Simplicity is the key to brilliance, it reveals the true and inner beauty of life, of food in this case. Dhonepata murgi is another winter favorite in our homes, with just five ingredients and no spices at all , if you count turmeric as spice, then yes it contains only that.
Sometimes I think we as Indians uses too much spices in almost every dishes, painting them red and orange with same set of masalas that includes turmeric- red chillies- coriander- cumin -garam masala which ends up taste similar in all respects with regional variations at places, thus camouflaging the real flavour of the dish rather than enhancing it. The role of ingredients should be to enhance the flavour of the food and not to conceal it, or to make it obscure.
In respect to that Bengali cuisine, which is again very different from the main stream Indian cuisine uses few ingredients at times and most of them are seasonal hence it helps to bring out the true flavour of the dish. You will hardly find those red-orange color curries in Bengali cuisine and that is the reason it holds a special place in my heart.
Like this dhonepata murgi. Its counterpart dhaniya murg which has its root in North Indian kitchen has again that same set of spices that makes the flavours obscure and taste way different than this simple dhonepata murgi.
Eating seasonally for better nutrition and for better world has been in practice for long times in Bengali kitchen and even now in the days of advanced food technology when you can afford to have everything year round, this still in practice in many homes, including ours.
Winter is not lifeless here, we waited the whole year for winters to arrive as it will also bring forth the seasonal bounties, fresh greens like spinach which taste so good in winters, turnip greens, fresh green peas, fresh cilantro and plenty of root vegetables which are my favorites. And perhaps that is the reason why this dhonepata murgi is prepared specially during winters when markets are flooded with abundance of fresh cilantro, the desi varieties with small leaves, which smells so good, so real and far far better than the grassy hybrid ones which has unusually big leaves.
I usually prepare this dhonepata murgi or dhaniya murgh with bone-in pieces.
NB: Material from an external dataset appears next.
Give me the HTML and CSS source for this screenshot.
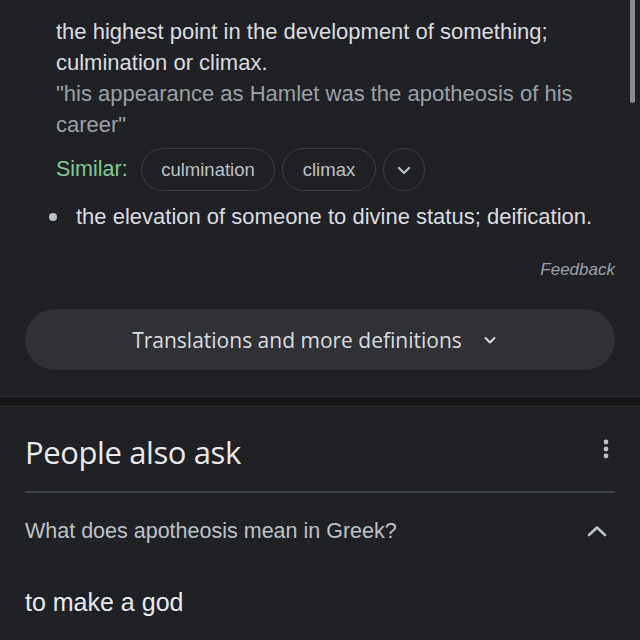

For boneless chicken, keeping the recipe very much same I skewer the pieces and roast it in the oven as hariyali murgh kebab.
This dhonepata chicken of mine contains just few ingredients, fresh coriander leaves, ginger, green chillies and black pepper and any further addition to this, in my humble opinion will ruin the true flavour of the dish. I know it would be difficult for you not to use your beloved spice box this time, but believe me this will definitely surprise you with its flavour and finger licking goodness.
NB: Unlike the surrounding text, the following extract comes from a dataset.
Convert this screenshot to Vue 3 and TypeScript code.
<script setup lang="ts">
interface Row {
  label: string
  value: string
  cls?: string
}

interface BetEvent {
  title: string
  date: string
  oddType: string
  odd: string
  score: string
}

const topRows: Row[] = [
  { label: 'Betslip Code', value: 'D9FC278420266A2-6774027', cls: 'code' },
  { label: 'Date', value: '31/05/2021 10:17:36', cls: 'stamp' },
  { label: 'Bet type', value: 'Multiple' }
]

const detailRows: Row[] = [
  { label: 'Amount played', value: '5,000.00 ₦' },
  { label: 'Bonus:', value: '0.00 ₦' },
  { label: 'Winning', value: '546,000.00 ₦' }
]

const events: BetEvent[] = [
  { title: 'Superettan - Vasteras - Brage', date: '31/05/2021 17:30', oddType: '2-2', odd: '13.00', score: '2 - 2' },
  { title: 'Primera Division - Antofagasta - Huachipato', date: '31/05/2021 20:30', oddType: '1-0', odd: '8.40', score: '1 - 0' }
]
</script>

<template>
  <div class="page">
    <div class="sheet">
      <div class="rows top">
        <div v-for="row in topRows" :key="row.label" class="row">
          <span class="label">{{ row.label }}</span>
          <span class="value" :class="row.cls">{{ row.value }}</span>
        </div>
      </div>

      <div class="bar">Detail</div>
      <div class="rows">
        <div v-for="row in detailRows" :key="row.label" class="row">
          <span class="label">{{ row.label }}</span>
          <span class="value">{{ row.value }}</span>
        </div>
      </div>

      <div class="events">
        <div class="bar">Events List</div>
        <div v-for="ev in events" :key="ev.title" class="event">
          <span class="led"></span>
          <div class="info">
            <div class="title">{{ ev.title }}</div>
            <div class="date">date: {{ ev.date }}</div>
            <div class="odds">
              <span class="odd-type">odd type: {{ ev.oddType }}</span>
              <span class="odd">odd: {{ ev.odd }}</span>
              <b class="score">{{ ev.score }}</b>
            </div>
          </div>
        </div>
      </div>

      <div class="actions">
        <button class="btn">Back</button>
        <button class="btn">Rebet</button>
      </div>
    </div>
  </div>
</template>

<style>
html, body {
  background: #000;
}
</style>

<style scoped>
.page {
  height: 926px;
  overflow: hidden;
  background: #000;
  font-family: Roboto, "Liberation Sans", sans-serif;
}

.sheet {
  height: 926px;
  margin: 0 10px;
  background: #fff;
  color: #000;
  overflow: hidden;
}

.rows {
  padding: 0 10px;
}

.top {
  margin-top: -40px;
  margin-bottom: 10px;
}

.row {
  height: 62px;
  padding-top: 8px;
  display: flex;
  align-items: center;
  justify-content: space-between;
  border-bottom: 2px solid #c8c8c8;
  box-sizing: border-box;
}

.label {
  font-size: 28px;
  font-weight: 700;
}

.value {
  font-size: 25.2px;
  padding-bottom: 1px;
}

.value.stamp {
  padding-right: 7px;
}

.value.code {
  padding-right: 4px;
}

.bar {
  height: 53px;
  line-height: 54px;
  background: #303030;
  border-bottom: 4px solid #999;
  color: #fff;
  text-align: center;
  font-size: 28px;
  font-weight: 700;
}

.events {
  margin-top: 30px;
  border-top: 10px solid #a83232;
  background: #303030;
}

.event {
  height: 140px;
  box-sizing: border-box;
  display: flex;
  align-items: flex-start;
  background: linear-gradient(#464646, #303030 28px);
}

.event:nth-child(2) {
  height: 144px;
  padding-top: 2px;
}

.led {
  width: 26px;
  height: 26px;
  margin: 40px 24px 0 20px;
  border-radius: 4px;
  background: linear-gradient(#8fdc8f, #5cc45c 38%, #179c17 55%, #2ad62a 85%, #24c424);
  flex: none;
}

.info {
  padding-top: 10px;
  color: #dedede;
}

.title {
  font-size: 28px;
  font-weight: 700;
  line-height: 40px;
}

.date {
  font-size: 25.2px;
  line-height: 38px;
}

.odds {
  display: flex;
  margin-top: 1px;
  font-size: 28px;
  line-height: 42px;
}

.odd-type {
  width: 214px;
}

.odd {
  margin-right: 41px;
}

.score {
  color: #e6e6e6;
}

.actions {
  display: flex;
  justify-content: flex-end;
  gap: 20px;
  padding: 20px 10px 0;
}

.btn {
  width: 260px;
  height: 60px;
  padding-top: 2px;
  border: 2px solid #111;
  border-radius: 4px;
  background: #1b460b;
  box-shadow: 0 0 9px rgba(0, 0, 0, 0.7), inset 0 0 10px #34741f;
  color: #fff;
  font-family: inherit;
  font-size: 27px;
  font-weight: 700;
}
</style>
- Chicken curry cut medium : 500 gm (use chicken with bones)
- Onion medium : 1 chopped finely
- Fresh cilantro / coriander leaves desi variety : 1 bunch (lightly packed)
- Ginger roots : 2 inch piece
- Black pepper corns : 10 -12 depending upon the heat tolerance
- Green chillies chopped : 2 tbsp
- Green chillies whole : 2-3
- Garlic cloves : 5-6
- Cinnamon sticks : a small one
- Turmeric powder ; 1 tsp
- Lime : 1
- Salt as per taste
- Sugar : 2 tsp
- Mustard oil : 1/4 cup + It taste better with mustard oil
Wash the chicken throughly, rub salt and turmeric over it and leave on counter for 30 minutes.
Wash the coriander / cilantro leaves , roughly chop them including tender stalks. Do not throw the harder ones, use them in soup.
Peel and scrape the ginger roots. Chop them roughly.
Now In your chutney jar of the food processor, process cilantro leaves, chopped ginger, chopped green chillies, pinch of salt and one tablespoon lime juice.
Addition of lime juice while processing the cilantro leaves will helps to maintain the green color of the chutney.
Do not blend it too fine and smooth.
Heat mustard oil in a kadhai, temper it with whole cloves of garlic, black peppercorns and cinnamon sticks.
Add the chopped onion and fry till it become soft and translucent, Do not brown the onions.
Add the chicken pieces and saute till the chicken starts absorbing brownish hues. Do it in medium low heat. Take care not to burn the chicken.
Add half of the coriander chutney mix and keep sautéing on low medium heat till it starts oozing out oil.
Throw in whole green chillies, slit them half if you want to make it hot.
Cover with a tight lid, lower the heat to minimum and let it cook till done.
The chicken will release enough water, so no need to add extra water.
Because extra water will spoil the taste. So use tender chicken for the recipe.
Insert a fork into the fattiest part of the chicken pieces to check if it is ready or not. If it still oozes out reddish or brownish juices, then cover and cook further till done.
Once done, check for salt, stir in the remaining coriander paste, add sugar and give a nice stir.
Drizzle some lemon juice over it, depending upon the tanginess you prefer. We prefer it hint of lime, but not sour.
Drizzle some hot mustard oil over it. It simply heightens the flavour. You can use melted ghee too.
Serve immediately with plain steamed rice or with roti / paratha.
This dish does not reheat that well. The freshness is lost when reheated.